WRITTEN PROBLEM:
Your job is to retype all of the data word for word, leaving every image out.

DATA:
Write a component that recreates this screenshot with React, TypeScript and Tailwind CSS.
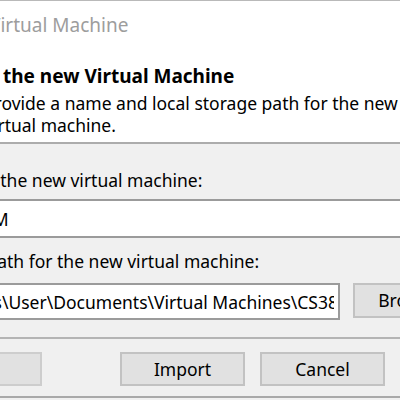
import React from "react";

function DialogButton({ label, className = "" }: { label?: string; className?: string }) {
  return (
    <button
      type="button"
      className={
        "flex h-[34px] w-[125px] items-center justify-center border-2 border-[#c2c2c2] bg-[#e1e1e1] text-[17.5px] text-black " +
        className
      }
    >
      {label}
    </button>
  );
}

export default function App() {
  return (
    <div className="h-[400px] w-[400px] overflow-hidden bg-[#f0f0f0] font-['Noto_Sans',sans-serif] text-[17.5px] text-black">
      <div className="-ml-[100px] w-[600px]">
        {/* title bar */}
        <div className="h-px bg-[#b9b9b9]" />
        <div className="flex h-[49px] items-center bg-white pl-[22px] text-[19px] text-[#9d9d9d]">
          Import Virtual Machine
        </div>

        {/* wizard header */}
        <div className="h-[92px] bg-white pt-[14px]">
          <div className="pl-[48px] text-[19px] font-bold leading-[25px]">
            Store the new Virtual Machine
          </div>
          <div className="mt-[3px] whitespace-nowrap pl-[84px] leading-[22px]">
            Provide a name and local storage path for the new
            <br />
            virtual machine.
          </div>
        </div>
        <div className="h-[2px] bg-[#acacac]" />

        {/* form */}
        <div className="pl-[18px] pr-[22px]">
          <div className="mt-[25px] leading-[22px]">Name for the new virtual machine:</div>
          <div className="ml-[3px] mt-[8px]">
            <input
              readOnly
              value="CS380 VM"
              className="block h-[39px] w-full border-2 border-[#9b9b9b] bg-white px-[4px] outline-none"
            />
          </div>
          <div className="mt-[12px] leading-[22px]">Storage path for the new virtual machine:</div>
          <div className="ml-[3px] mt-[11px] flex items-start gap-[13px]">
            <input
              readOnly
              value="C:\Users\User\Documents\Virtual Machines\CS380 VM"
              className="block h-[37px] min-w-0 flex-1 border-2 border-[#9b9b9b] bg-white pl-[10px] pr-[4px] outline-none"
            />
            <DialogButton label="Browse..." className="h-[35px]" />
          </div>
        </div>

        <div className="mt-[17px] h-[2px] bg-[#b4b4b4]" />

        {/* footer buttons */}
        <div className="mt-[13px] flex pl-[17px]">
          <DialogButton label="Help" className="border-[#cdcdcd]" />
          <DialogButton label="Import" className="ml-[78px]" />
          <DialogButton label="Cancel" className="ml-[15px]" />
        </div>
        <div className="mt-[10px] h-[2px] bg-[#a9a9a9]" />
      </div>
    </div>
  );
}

WRITTEN REPLY:
Write a component that recreates this screenshot with React, TypeScript and Tailwind CSS.
import React from "react";

function DialogButton({ label, className = "" }: { label?: string; className?: string }) {
  return (
    <button
      type="button"
      className={
        "flex h-[34px] w-[125px] items-center justify-center border-2 border-[#c2c2c2] bg-[#e1e1e1] text-[17.5px] text-black " +
        className
      }
    >
      {label}
    </button>
  );
}

export default function App() {
  return (
    <div className="h-[400px] w-[400px] overflow-hidden bg-[#f0f0f0] font-['Noto_Sans',sans-serif] text-[17.5px] text-black">
      <div className="-ml-[100px] w-[600px]">
        {/* title bar */}
        <div className="h-px bg-[#b9b9b9]" />
        <div className="flex h-[49px] items-center bg-white pl-[22px] text-[19px] text-[#9d9d9d]">
          Import Virtual Machine
        </div>

        {/* wizard header */}
        <div className="h-[92px] bg-white pt-[14px]">
          <div className="pl-[48px] text-[19px] font-bold leading-[25px]">
            Store the new Virtual Machine
          </div>
          <div className="mt-[3px] whitespace-nowrap pl-[84px] leading-[22px]">
            Provide a name and local storage path for the new
            <br />
            virtual machine.
          </div>
        </div>
        <div className="h-[2px] bg-[#acacac]" />

        {/* form */}
        <div className="pl-[18px] pr-[22px]">
          <div className="mt-[25px] leading-[22px]">Name for the new virtual machine:</div>
          <div className="ml-[3px] mt-[8px]">
            <input
              readOnly
              value="CS380 VM"
              className="block h-[39px] w-full border-2 border-[#9b9b9b] bg-white px-[4px] outline-none"
            />
          </div>
          <div className="mt-[12px] leading-[22px]">Storage path for the new virtual machine:</div>
          <div className="ml-[3px] mt-[11px] flex items-start gap-[13px]">
            <input
              readOnly
              value="C:\Users\User\Documents\Virtual Machines\CS380 VM"
              className="block h-[37px] min-w-0 flex-1 border-2 border-[#9b9b9b] bg-white pl-[10px] pr-[4px] outline-none"
            />
            <DialogButton label="Browse..." className="h-[35px]" />
          </div>
        </div>

        <div className="mt-[17px] h-[2px] bg-[#b4b4b4]" />

        {/* footer buttons */}
        <div className="mt-[13px] flex pl-[17px]">
          <DialogButton label="Help" className="border-[#cdcdcd]" />
          <DialogButton label="Import" className="ml-[78px]" />
          <DialogButton label="Cancel" className="ml-[15px]" />
        </div>
        <div className="mt-[10px] h-[2px] bg-[#a9a9a9]" />
      </div>
    </div>
  );
}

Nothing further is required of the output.